Record set:
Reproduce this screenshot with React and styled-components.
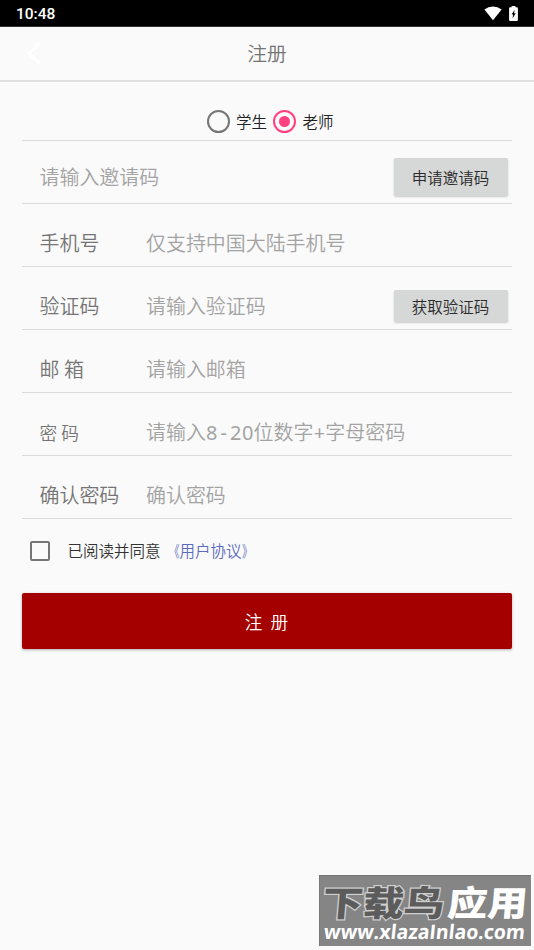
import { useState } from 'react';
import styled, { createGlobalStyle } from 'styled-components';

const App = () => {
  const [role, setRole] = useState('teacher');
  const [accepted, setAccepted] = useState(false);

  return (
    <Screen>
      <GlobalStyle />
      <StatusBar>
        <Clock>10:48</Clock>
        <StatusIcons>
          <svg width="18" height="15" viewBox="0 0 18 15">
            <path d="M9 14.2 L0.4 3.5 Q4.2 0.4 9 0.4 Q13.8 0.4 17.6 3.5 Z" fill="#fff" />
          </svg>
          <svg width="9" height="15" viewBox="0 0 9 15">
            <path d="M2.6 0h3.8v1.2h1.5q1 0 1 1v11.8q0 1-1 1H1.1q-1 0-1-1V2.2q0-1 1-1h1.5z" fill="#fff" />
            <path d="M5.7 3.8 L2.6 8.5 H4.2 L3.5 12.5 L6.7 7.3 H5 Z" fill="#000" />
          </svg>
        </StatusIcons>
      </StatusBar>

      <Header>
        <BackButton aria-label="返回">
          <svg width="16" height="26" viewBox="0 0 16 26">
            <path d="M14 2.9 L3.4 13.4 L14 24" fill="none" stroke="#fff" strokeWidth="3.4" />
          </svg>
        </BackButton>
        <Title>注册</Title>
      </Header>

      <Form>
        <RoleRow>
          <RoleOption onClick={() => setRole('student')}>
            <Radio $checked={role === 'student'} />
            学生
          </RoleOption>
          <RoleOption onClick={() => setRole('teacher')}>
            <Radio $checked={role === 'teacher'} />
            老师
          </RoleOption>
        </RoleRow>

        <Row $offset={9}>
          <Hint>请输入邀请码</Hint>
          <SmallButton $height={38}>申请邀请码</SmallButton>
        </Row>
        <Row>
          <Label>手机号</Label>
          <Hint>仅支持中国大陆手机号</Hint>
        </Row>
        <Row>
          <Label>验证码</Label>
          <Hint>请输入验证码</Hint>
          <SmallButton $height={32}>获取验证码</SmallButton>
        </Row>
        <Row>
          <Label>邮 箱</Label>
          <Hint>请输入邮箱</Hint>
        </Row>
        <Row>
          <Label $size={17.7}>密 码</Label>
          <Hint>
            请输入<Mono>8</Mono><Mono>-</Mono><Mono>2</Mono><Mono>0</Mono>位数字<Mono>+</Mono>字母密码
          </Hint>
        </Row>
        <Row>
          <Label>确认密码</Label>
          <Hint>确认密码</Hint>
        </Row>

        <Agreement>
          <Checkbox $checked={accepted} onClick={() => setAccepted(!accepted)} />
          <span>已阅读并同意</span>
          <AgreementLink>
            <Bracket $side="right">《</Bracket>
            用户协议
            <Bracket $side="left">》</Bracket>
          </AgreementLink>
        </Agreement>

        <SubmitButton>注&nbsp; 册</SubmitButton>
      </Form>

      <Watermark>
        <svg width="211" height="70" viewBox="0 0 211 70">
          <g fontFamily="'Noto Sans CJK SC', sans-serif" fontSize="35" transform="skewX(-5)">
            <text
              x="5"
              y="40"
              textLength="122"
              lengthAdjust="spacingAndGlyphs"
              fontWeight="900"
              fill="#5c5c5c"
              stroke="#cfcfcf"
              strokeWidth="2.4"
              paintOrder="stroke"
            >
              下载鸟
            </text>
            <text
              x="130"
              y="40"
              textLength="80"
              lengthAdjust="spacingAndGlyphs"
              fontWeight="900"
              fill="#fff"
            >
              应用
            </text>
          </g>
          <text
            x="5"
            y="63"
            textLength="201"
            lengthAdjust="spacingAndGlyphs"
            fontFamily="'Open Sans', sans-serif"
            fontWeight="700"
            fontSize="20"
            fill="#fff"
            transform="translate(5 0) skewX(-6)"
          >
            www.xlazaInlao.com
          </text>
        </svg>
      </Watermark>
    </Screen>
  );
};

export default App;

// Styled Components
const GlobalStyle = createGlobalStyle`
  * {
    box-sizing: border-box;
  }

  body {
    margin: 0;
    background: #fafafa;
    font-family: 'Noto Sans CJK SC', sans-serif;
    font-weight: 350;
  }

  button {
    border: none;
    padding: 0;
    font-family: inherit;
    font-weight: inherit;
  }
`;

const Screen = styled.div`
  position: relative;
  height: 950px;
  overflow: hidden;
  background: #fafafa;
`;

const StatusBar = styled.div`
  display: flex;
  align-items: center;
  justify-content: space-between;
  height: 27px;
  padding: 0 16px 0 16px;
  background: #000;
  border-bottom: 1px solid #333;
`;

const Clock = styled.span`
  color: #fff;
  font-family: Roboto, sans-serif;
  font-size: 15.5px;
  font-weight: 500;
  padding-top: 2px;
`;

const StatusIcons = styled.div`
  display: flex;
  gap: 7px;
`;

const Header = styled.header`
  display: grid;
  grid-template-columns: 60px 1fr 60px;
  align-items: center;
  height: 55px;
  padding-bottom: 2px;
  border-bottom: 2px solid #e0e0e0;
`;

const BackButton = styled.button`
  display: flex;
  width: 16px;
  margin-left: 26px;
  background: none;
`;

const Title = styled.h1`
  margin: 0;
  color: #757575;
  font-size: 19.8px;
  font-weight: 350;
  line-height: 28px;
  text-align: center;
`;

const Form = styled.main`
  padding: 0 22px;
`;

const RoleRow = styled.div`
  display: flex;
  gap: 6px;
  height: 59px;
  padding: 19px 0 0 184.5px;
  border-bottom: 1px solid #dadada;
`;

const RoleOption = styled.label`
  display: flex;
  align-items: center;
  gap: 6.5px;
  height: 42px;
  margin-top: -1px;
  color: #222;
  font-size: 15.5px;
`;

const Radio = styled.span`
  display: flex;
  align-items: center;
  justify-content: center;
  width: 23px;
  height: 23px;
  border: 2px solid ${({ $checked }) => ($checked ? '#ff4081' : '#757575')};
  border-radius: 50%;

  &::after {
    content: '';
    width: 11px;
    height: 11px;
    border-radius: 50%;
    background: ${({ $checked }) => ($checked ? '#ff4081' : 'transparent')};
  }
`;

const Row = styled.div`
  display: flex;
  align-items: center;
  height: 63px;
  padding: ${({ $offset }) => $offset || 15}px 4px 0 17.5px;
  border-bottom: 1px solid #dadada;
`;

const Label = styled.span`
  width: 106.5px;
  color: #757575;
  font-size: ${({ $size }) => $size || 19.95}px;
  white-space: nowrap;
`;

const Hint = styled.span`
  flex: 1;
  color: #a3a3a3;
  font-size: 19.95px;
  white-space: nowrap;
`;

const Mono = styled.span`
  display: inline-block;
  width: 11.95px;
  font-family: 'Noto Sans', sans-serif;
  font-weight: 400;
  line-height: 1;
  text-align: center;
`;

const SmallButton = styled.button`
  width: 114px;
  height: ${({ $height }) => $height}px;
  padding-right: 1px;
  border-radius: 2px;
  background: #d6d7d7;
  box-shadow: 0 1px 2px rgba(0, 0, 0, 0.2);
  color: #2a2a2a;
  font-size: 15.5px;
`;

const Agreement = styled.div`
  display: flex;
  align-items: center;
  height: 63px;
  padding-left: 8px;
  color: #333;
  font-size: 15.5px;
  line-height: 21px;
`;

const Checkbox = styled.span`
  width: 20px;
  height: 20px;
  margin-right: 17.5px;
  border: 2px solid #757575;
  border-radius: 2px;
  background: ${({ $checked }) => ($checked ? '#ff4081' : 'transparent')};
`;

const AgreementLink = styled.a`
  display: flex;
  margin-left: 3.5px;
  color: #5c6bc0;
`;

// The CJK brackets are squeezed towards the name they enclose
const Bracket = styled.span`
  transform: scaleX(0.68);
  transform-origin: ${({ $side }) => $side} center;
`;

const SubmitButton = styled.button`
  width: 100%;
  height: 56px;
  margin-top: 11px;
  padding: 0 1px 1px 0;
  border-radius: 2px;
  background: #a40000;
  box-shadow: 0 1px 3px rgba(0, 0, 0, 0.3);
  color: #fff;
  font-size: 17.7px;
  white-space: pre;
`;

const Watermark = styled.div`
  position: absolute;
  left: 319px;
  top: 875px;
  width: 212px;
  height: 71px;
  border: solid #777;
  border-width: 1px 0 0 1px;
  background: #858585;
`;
---
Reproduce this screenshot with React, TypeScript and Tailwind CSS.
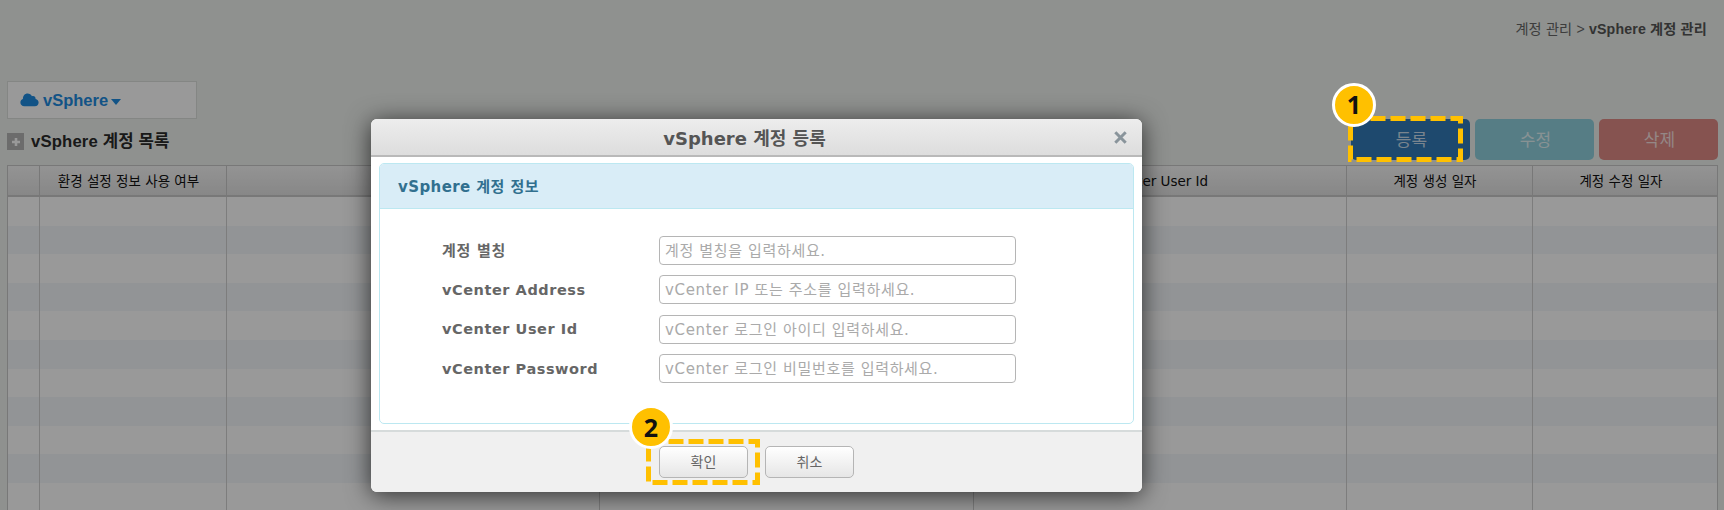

What is expected:
Every line from the one containing "Reproduce this screenshot with React and" to the one containing "const [accepted, setAccepted]" should be output exactly, both ends included. Nothing else goes in, and no pictures either.

Answer to the exercise:
Reproduce this screenshot with React and styled-components.
import { useState } from 'react';
import styled, { createGlobalStyle } from 'styled-components';

const App = () => {
  const [role, setRole] = useState('teacher');
  const [accepted, setAccepted] = useState(false);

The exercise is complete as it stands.